CRAG urges researchers to balance goal of shortening treatment for MDR-TB with patient safety

Community health experts call for balanced approach to continued development of promising new TB drug

In a viewpoint published this week in The Lancet, the Community Research Advisors Group (CRAG) argue that research into bedaquiline – a new drug, fast tracked for multidrug-resistant tuberculosis (MDR-TB) – should proceed cautiously in people with drug-sensitive tuberculosis. CRAG, an international, community-based advisory board for the US Centers for Disease Control and Prevention’s Tuberculosis Trials Consortium, writing in The Lancet independently, urge researchers to balance the goal of shortening treatment for drug-sensitive TB with patient safety.

Bedaquiline is the first novel drug to be approved for treatment of tuberculosis in forty years. The FDA fast-tracked the approval of the drug after phase 2 studies showed bedaquiline’s promising activity against MDR-TB (the drug reduced the average time to a negative TB culture from 18 to 12 weeks, and increased the proportion of participants with a negative culture at 6 months from 58% to 79%). Current treatments for drug-resistant tuberculosis show improved outcomes when continued for 18 to 24 months, and even then cure rates range from 11% to 79% depending on the extent of resistance. This presents a huge burden both on health care facilities and on patients to stick to a strict, toxic, and lengthy regimen, often in settings where available resources and cost make long drug treatments difficult to implement.

However, along with the potential benefits of bedaquiline, the authors point out that the drug presents several safety concerns that should be addressed before testing the drug in people with drug-sensitive TB, who already have a very effective treatment option and as such face different risk-benefit considerations than people with drug-resistant TB. In one phase 2 trial, a significantly higher number of participants receiving bedaquiline died than those receiving placebo. The majority of these deaths had no common cause and occurred months after the trial ended, but due to the long half-life of the drug, adverse effects from the drug cannot be ruled out. Close follow-up monitoring is needed due to an increased rate of liver and cardiac toxicity observed in patients receiving bedaquiline, say the authors.

The authors also call on the drug’s developer, Janssen, to make information regarding the drug’s safety available to public research groups, and to immediately begin trials on the effects of the drug in populations that use alcohol and drugs, and that have Hepatitis B and C. These groups could both benefit greatly from future shortened tuberculosis treatment regimens, but are also at a greater risk of some of the drug’s reported side effects.

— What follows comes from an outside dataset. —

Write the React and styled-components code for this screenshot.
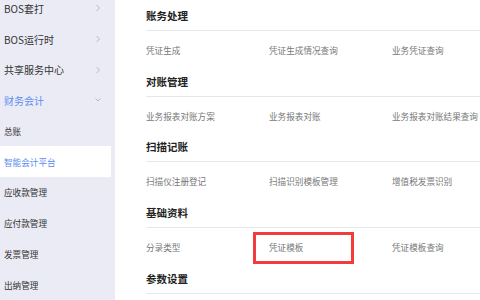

According to CRAG co-chair Dorothy Namutamba:

Although up to this point it has only been studied as an addition to existing regimens for drug-resistant tuberculosis, bedaquiline shows a lot of promise for improving treatment in the future. However, the drug also shows potentially serious adverse effects ranging from liver toxicity, disruption of the heart’s electrical rhythm, and even death. As trials of this novel drug are considered in patients with drug-sensitive tuberculosis, researchers need to carefully balance the potential benefit of the new drug while making sure to always place the safety of the trial participants at the forefront of any considerations.